I find it shameful that The Roman Observer, the newspaper of the Pope--a Pope who not long ago left in the Wailing Wall a letter of apology for the Jews--accuses of extermination a people who were exterminated in the millions by Christians. By Europeans. I find it shameful that this newspaper denies to the survivors of that people (survivors who still have numbers tattooed on their arms) the right to react, to defend themselves, to not be exterminated again.
I find it shameful that in the name of Jesus Christ (a Jew without whom they would all be unemployed), the priests of our parishes or Social Centers or whatever they are flirt with the assassins of those in Jerusalem who cannot go to eat a pizza or buy some eggs without being blown up.
I find it shameful that they are on the side of the very ones who inaugurated terrorism, killing us on airplanes, in airports, at the Olympics, and who today entertain themselves by killing western journalists. By shooting them, abducting them, cutting their throats, decapitating them. (There's someone in Italy who, since the appearance of Anger and Pride, would like to do the same to me. Citing verses of the Koran he exorts his "brothers" in the mosques and the Islamic Community to chastise me in the name of Allah. To kill me. Or rather to die with me. Since he's someone who speaks English well, I'll respond to him in English: "F*** you.")

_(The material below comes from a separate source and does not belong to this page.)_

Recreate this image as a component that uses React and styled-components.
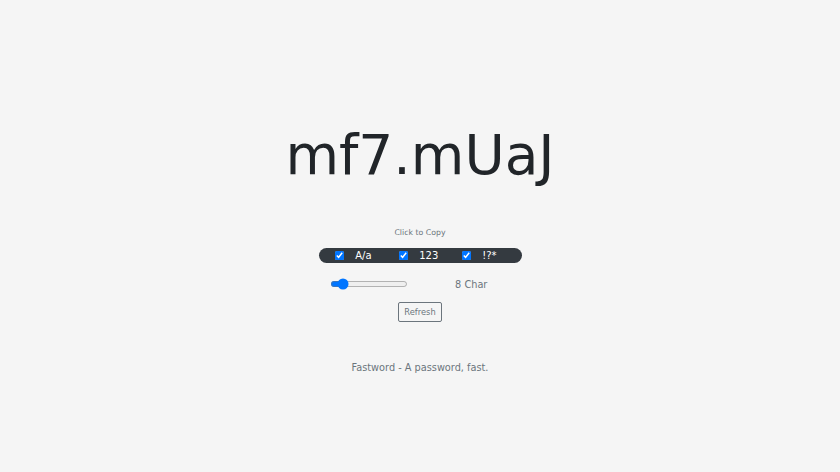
import React, { useState } from "react";
import styled, { createGlobalStyle } from "styled-components";

const Global = createGlobalStyle`
  html, body { margin: 0; padding: 0; background: #f5f5f5; }
  body { font-family: "DejaVu Sans", "Liberation Sans", sans-serif; color: #212529; }
`;

const Page = styled.main`
  display: flex;
  flex-direction: column;
  align-items: center;
  padding-top: 121px;
`;

const Password = styled.h1`
  margin: 0;
  font-size: 55px;
  font-weight: 400;
  line-height: 68px;
  color: #212529;
  cursor: pointer;
`;

const CopyHint = styled.div`
  margin-top: 38px;
  font-size: 7.8px;
  line-height: 12px;
  color: #6c757d;
`;

const Pill = styled.div`
  margin-top: 9px;
  width: 203px;
  height: 15px;
  box-sizing: border-box;
  border-radius: 8px;
  background: #343a40;
  display: grid;
  grid-template-columns: 64px 63px 63px;
  align-items: center;
  padding-left: 16px;
`;

const Option = styled.label`
  display: flex;
  align-items: center;
  gap: 11px;
  color: #ffffff;
  font-size: 10px;
  line-height: 15px;
`;

const Check = styled.input.attrs({ type: "checkbox" })`
  margin: 0;
  width: 13px;
  height: 13px;
  zoom: 0.75;
  accent-color: #0075ff;
`;

const SliderRow = styled.div`
  margin-top: 13px;
  width: 203px;
  display: grid;
  grid-template-columns: 1fr 1fr;
  align-items: center;
  height: 16px;
`;

const Cell = styled.div`
  display: flex;
  justify-content: center;
  align-items: center;
`;

const Range = styled.input.attrs({ type: "range" })`
  margin: 0;
  width: 104px;
  zoom: 0.75;
`;

const Count = styled.span`
  font-size: 9.75px;
  color: #6c757d;
  padding-left: 1px;
`;

const RefreshButton = styled.button`
  margin-top: 10px;
  height: 20px;
  padding: 0 5px;
  font-family: inherit;
  font-size: 8.3px;
  color: #6c757d;
  background: transparent;
  border: 1px solid #6c757d;
  border-radius: 2px;
`;

const Footer = styled.footer`
  margin-top: 39px;
  font-size: 9.75px;
  line-height: 14px;
  color: #6c757d;
`;

export default function App() {
  const [len, setLen] = useState(8);
  return (
    <>
      <Global />
      <Page>
        <Password>mf7.mUaJ</Password>
        <CopyHint>Click to Copy</CopyHint>
        <Pill>
          <Option><Check defaultChecked />A/a</Option>
          <Option><Check defaultChecked />123</Option>
          <Option><Check defaultChecked />!?*</Option>
        </Pill>
        <SliderRow>
          <Cell>
            <Range min={4} max={42} value={len} onChange={(e) => setLen(+e.target.value)} />
          </Cell>
          <Cell><Count>{len} Char</Count></Cell>
        </SliderRow>
        <RefreshButton>Refresh</RefreshButton>
        <Footer>Fastword - A password, fast.</Footer>
      </Page>
    </>
  );
}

I find it shameful that almost all of the left, the left that twenty years ago permitted one of its union processionals to deposit a coffin (as a mafioso warning) in front of the synagogue of Rome, forgets the contribution made by the Jews to the fight against fascism. Made by Carlo and Nello Rossini, for example, by Leone Ginzburg, by Umberto Terracini, by Leo Valiani, by Emilio Sereni, by women like my friend Anna Maria Enriques Agnoletti who was shot at Florence on June 12, 1944, by seventy-five of the three-hundred-thirty-five people killed at the Fosse Ardeatine, by the infinite others killed under torture or in combat or before firing squads. (The companions, the teachers, of my infancy and my youth.)
I find it shameful that in part through the fault of the left--or rather, primarily through the fault of the left (think of the left that inaugurates its congresses applauding the representative of the PLO, leader in Italy of the Palestinians who want the destruction of Israel)--Jews in Italian cities are once again afraid. And in French cities and Dutch cities and Danish cities and German cities, it is the same. I find it shameful that Jews tremble at the passage of the scoundrels dressed like suicide bombers just as they trembled during Krystallnacht, the night in which Hitler gave free rein to the Hunt of the Jews.
I find it shameful that in obedience to the stupid, vile, dishonest, and for them extremely advantageous fashion of Political Correctness the usual opportunists--or better the usual parasites--exploit the word Peace. That in the name of the word Peace, by now more debauched than the words Love and Humanity, they absolve one side alone of its hate and bestiality. That in the name of a pacifism (read conformism) delegated to the singing crickets and buffoons who used to lick Pol Pot's feet they incite people who are confused or ingenuous or intimidated. Trick them, corrupt them, carry them back a half century to the time of the yellow star on the coat. These charlatans who care about the Palestinians as much as I care about the charlatans....
The Israelis are on the front lines of the war against terror. It is indeed shameful that the Vatican spokesman would criticize them for seeking to preserve the lives of their children against a barbaric and cruel enemy that kills any Israeli it can in any way that it can. To side with Hamas or Hezbollah, or to put Israel in the same moral category as these savages, is the worst sort of moral blindness and fatuousness.